Padraig, what about this: Answer: Those who kill believing that they are doing good will not experience the first resurrection, and they will linger on this earth until they acquire the full knowledge of good and evil and after that, as is written in revelation, after a thousand years the evil will be allowed to tempt humanity for a short time again, and the end of the world will come and there will be a new heaven and a new earth and All will be in all What FIRST resurrection? Resurrection of the dead is going to be after the Second Coming and for the Last Judgement. They will linger on this earth? how long?until thousand years pass ( as is obvious from the next words)?and AFTER the Last Judgement? it does not make any sense at all
I am not sure if I am misunderstanding but that Answer above sounds like the Rapture theology that the Church condemns? The first resurrection that is spoken of there sounds like the rapture.
I am not sure. I thought it was referring to after we die being brought to heaven , the period before the Final Judgement? The period after the interim judgement immediate to death before the last judgement the end of time.? Perhaps I misunderstood? So the first resurrection our entrance into heaven, prior to the final one?
I am not sure either Padraig...haha. When I read it I thought, Oh, that's the rapture stuff. I thought when Jesus comes back there is only one resurrection left. I didn't think there were more than one. I thought that when He comes back everyone resurrects or ascends, both the living and the dead and you experience the final judgement then and that's it.
If they are in purgatory - they will no longer linger on earth and not for thousand years( every soul will have their own sentence - in purgatory) Per explanation on the web the first resurrection is The Resurrection ( the main one). I have never heard of the resurrections to be first, second, third, whatever. Thought you might. But I can understand that as delivering the soul from purgatory to heaven. Which is not what that quote implicates at all.
I think you misunderstood it in application to that quote. Your explanation is exactly what I think as well ( and all other Catholics, I am sure). The quote above is not this understanding at all - it is something fuzzy and Catholic Catechism is not fuzzy at all.
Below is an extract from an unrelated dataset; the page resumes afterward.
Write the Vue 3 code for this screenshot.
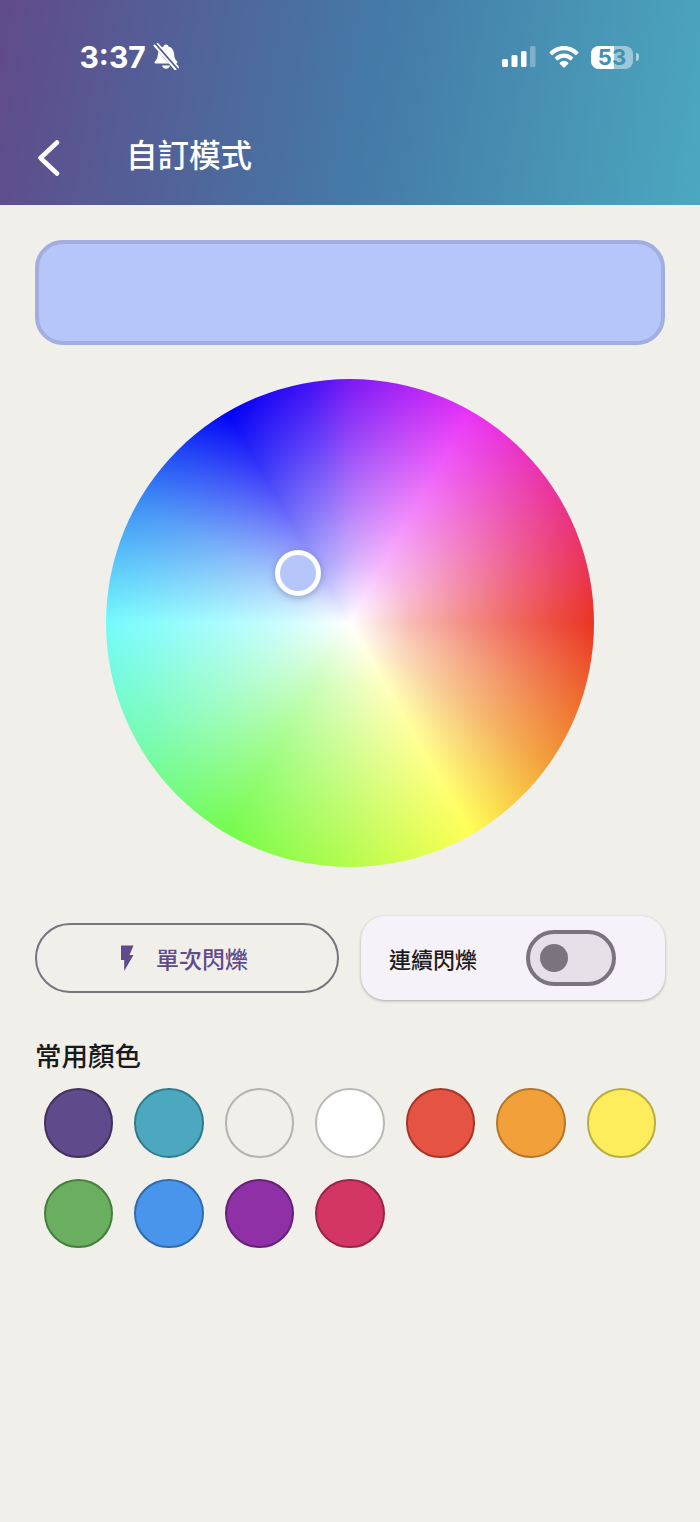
<template>
  <div class="page">
    <header class="header">
      <div class="status-bar">
        <div class="status-left">
          <span class="time">3:37</span>
          <svg class="bell" width="26" height="27" viewBox="0 0 26 27">
            <path d="M13 1.500c1.400 0 2.200.9 2.500 2 3.600 1 5.400 4 5.600 7.600.2 3.200.8 5.400 3 7.400.8.8.4 2-.8 2H2.700c-1.200 0-1.600-1.200-.8-2 2.200-2 2.800-4.200 3-7.400C5.100 7.500 6.900 4.500 10.500 3.500c.3-1.100 1.100-2 2.500-2z" fill="#fff"/>
            <path d="M9 22.500h8c-.4 2-2 3.200-4 3.200s-3.600-1.200-4-3.200z" fill="#fff"/>
            <path d="M2.500 1.500l21 24" stroke="#4d5e92" stroke-width="5" fill="none"/>
            <path d="M1.500 2.500l21 24" stroke="#fff" stroke-width="2" stroke-linecap="round" fill="none"/>
            <path d="M4.500 .5l21 24" stroke="#fff" stroke-width="1.600" stroke-linecap="round" fill="none"/>
          </svg>
        </div>
        <div class="status-right">
          <svg width="34" height="22" viewBox="0 0 34 22">
            <rect x="0" y="13" width="6" height="8" rx="1.500" fill="#fff"/>
            <rect x="9.500" y="9" width="6" height="12" rx="1.500" fill="#fff"/>
            <rect x="19" y="5" width="5.500" height="16" rx="1.500" fill="#fff"/>
            <rect x="28" y="0" width="5.500" height="21" rx="1.500" fill="#fff" fill-opacity="0.3"/>
          </svg>
          <svg width="30" height="22" viewBox="0 0 30 22">
            <path d="M15 0C9.300 0 4.300 2.300.7 6c-.3.300-.3.700 0 1l2 2c.3.300.7.300 1 0C6.600 6 10.600 4.200 15 4.200S23.400 6 26.300 9c.3.300.7.300 1 0l2-2c.3-.3.3-.7 0-1C25.700 2.300 20.700 0 15 0z" fill="#fff"/>
            <path d="M15 7.600c-3.500 0-6.700 1.400-9 3.700-.3.300-.3.700 0 1l2 2c.3.300.7.300 1 0 1.600-1.500 3.700-2.500 6-2.500s4.400 1 6 2.500c.3.300.7.300 1 0l2-2c.3-.3.3-.7 0-1-2.300-2.300-5.500-3.700-9-3.700z" fill="#fff"/>
            <path d="M15 15c-1.700 0-3.200.7-4.300 1.700-.3.300-.3.700 0 1l3.800 3.800c.3.300.7.300 1 0l3.800-3.800c.3-.3.3-.7 0-1C18.200 15.700 16.700 15 15 15z" fill="#fff"/>
          </svg>
          <div class="battery">
            <div class="battery-body">
              <div class="battery-fill"></div>
              <span class="battery-text">53</span>
            </div>
            <div class="battery-tip"></div>
          </div>
        </div>
      </div>
      <div class="nav-bar">
        <svg class="back" width="22" height="36" viewBox="0 0 22 36">
          <path d="M19 2.500L2.500 18 19 33.500" fill="none" stroke="#fff" stroke-width="4.500" stroke-linecap="round" stroke-linejoin="round"/>
        </svg>
        <h1 class="title">自訂模式</h1>
      </div>
    </header>

    <main class="content">
      <div class="preview"></div>

      <div class="wheel">
        <div class="wheel-white"></div>
        <div class="marker"></div>
      </div>

      <div class="controls">
        <button class="flash-btn">
          <svg width="14" height="26" viewBox="0 0 14 26">
            <path d="M1 0.500H13.500L9.500 10H13.500L4.200 26V15H1z" fill="#5f4a8b"/>
          </svg>
          <span>單次閃爍</span>
        </button>
        <div class="switch-card">
          <span class="switch-label">連續閃爍</span>
          <div class="switch">
            <div class="switch-thumb"></div>
          </div>
        </div>
      </div>

      <h2 class="section-title">常用顏色</h2>
      <div class="swatches">
        <div
          v-for="c in colors"
          :key="c.fill"
          class="swatch"
          :style="{ background: c.fill, borderColor: c.border }"
        ></div>
      </div>
    </main>
  </div>
</template>

<script setup>
const colors = [
  { fill: "#5f4a8b", border: "#42315f" },
  { fill: "#4ba8bf", border: "#2f7a8c" },
  { fill: "#f0efea", border: "#b4b3af" },
  { fill: "#ffffff", border: "#b8b8b5" },
  { fill: "#e55342", border: "#a83528" },
  { fill: "#f2a03a", border: "#b5752a" },
  { fill: "#fdec5c", border: "#b9ad40" },
  { fill: "#6aae5f", border: "#447f3d" },
  { fill: "#4a95ec", border: "#2f6cad" },
  { fill: "#8f30a6", border: "#66207a" },
  { fill: "#d33663", border: "#9a2347" }
];
</script>

<style>
html, body {
  margin: 0;
  background: #f0efea;
}
</style>

<style scoped>
.page {
  width: 700px;
  height: 1522px;
  background: #f0efea;
  font-family: "Noto Sans CJK TC", "Noto Sans", sans-serif;
  overflow: hidden;
}

/* Header */
.header {
  height: 205px;
  box-sizing: border-box;
  background: linear-gradient(100deg, #604a8a 0%, #4479a6 52%, #4ba8bf 100%);
}
.status-bar {
  height: 112px;
  display: flex;
  justify-content: space-between;
  align-items: flex-start;
  padding: 44px 61px 0 79.5px;
  box-sizing: border-box;
}
.status-left {
  display: flex;
  align-items: center;
  gap: 7px;
  margin-top: -1px;
}
.time {
  font-family: Inter, sans-serif;
  font-weight: 700;
  font-size: 30px;
  line-height: 26px;
  color: #fff;
}
.status-right {
  display: flex;
  align-items: center;
  gap: 13px;
  height: 24px;
  margin-top: 1px;
}
.battery {
  display: flex;
  align-items: center;
  gap: 3px;
  margin-left: -1px;
}
.battery-body {
  position: relative;
  width: 42px;
  height: 23px;
  border-radius: 8px;
  background: rgba(255, 255, 255, 0.45);
  display: flex;
  align-items: center;
  justify-content: center;
}
.battery-fill {
  position: absolute;
  left: 0;
  top: 0;
  bottom: 0;
  width: 55%;
  border-radius: 8px 0 0 8px;
  background: #fff;
}
.battery-text {
  position: relative;
  font-family: Inter, sans-serif;
  font-weight: 700;
  font-size: 22px;
  line-height: 23px;
  color: #4490b0;
}
.battery-tip {
  width: 3px;
  height: 8px;
  border-radius: 0 3px 3px 0;
  background: rgba(255, 255, 255, 0.55);
}
.nav-bar {
  display: flex;
  align-items: center;
  padding-left: 38px;
  height: 92px;
}
.title {
  margin: 0 0 8px 66px;
  font-size: 31.5px;
  font-weight: 500;
  line-height: 1;
  color: #fff;
}

/* Content */
.content {
  padding: 35px 35px 0;
}
.preview {
  height: 105px;
  box-sizing: border-box;
  border: 4px solid #a3aee0;
  border-radius: 28px;
  background: #b6c6fa;
}
.wheel {
  position: relative;
  width: 488px;
  height: 488px;
  margin: 34px auto 0;
  border-radius: 50%;
  background: conic-gradient(
    #7a18f5 0deg,
    #ea33f7 30deg,
    #ea3390 60deg,
    #ea3323 90deg,
    #f29c38 125deg,
    #ffff54 150deg,
    #b5fb4c 180deg,
    #75fb4c 210deg,
    #75fbb0 240deg,
    #75fbfd 270deg,
    #3c8df5 300deg,
    #0000f5 330deg,
    #4010f5 350deg,
    #7a18f5 360deg
  );
}
.wheel-white {
  width: 100%;
  height: 100%;
  border-radius: 50%;
  background: radial-gradient(
    circle closest-side,
    #fff 0%,
    rgba(255, 255, 255, 0.66) 25%,
    rgba(255, 255, 255, 0.42) 50%,
    rgba(255, 255, 255, 0.2) 75%,
    rgba(255, 255, 255, 0) 100%
  );
}
.marker {
  position: absolute;
  left: 169px;
  top: 171px;
  width: 46px;
  height: 46px;
  box-sizing: border-box;
  border: 5px solid #fff;
  border-radius: 50%;
  background: #b6c6fa;
  box-shadow: 0 2px 7px rgba(40, 60, 110, 0.35);
}

.controls {
  display: flex;
  align-items: center;
  justify-content: space-between;
  margin-top: 49px;
}
.flash-btn {
  width: 304px;
  height: 70px;
  box-sizing: border-box;
  border: 2px solid #79747e;
  border-radius: 35px;
  background: transparent;
  display: flex;
  align-items: center;
  justify-content: center;
  gap: 22px;
  padding: 0 6px 0 0;
  font-family: inherit;
  font-size: 23px;
  font-weight: 500;
  color: #5f4a8b;
}
.switch-card {
  width: 304px;
  height: 84px;
  box-sizing: border-box;
  padding: 0 28px;
  display: flex;
  align-items: center;
  gap: 49px;
  border-radius: 24px;
  background: #f6f2f9;
  box-shadow: 0 1px 3px rgba(0, 0, 0, 0.3);
}
.switch-label {
  font-size: 22px;
  font-weight: 500;
  color: #1d1b20;
}
.switch {
  width: 90px;
  height: 56px;
  box-sizing: border-box;
  border: 4px solid #79747e;
  border-radius: 28px;
  background: #e6e0e9;
  display: flex;
  align-items: center;
  padding-left: 10px;
}
.switch-thumb {
  width: 28px;
  height: 28px;
  border-radius: 50%;
  background: #79747e;
}

.section-title {
  margin: 36px 0 0;
  font-size: 26.5px;
  font-weight: 500;
  line-height: 38px;
  color: #1a1a1a;
}
.swatches {
  display: flex;
  flex-wrap: wrap;
  column-gap: 21px;
  row-gap: 21px;
  padding: 14px 8.5px 0;
}
.swatch {
  width: 69.5px;
  height: 69.5px;
  box-sizing: border-box;
  border: 2px solid;
  border-radius: 50%;
}
</style>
Neither did I. I met this combination of words "first resurrection" in a quote from mark mallet couple of days ago - that is how my inquiry to the whole millennial matter started And you are right it is directly connected to the Rapture theory which is condemned by Catholic Church
I typed, 'First Resurrection Catholic Church' and came up with this...as first hit..I feel like I am being haunted. http://www.markmallett.com/blog/the-coming-resurrection/ Mark quotes Revelations They came to life and they reigned with Christ for a thousand years. The rest of the dead did not come to life until the thousand years were over. This is the first resurrection. (Rev 20:4-5) Marti, I feel like we are going round in circles here; were you quoting Mark Mallet in your post?
Mark is actually venturing in a forbidden territory - he is deep in Rapture theology which is not Catholic at all.
http://en.wikipedia.org/wiki/Rapture http://www.catholic.com/tracts/the-rapture What’s the Catholic Position? As far as the millennium goes, we tend to agree with Augustine and, derivatively, with the amillennialists. The Catholic position has thus historically been "amillennial" (as has been the majority Christian position in general, including that of the Protestant Reformers), though Catholics do not typically use this term. The Church has rejected the premillennial position, sometimes called "millenarianism" (see the Catechism of the Catholic Church 676). In the 1940s the Holy Office judged that premillennialism "cannot safely be taught," though the Church has not dogmatically defined this issue. With respect to the rapture, Catholics certainly believe that the event of our gathering together to be with Christ will take place, though they do not generally use the word "rapture" to refer to this event (somewhat ironically, since the term "rapture" is derived from the text of the Latin Vulgate of 1 Thess. 4:17—"we will be caught up," [Latin: rapiemur]).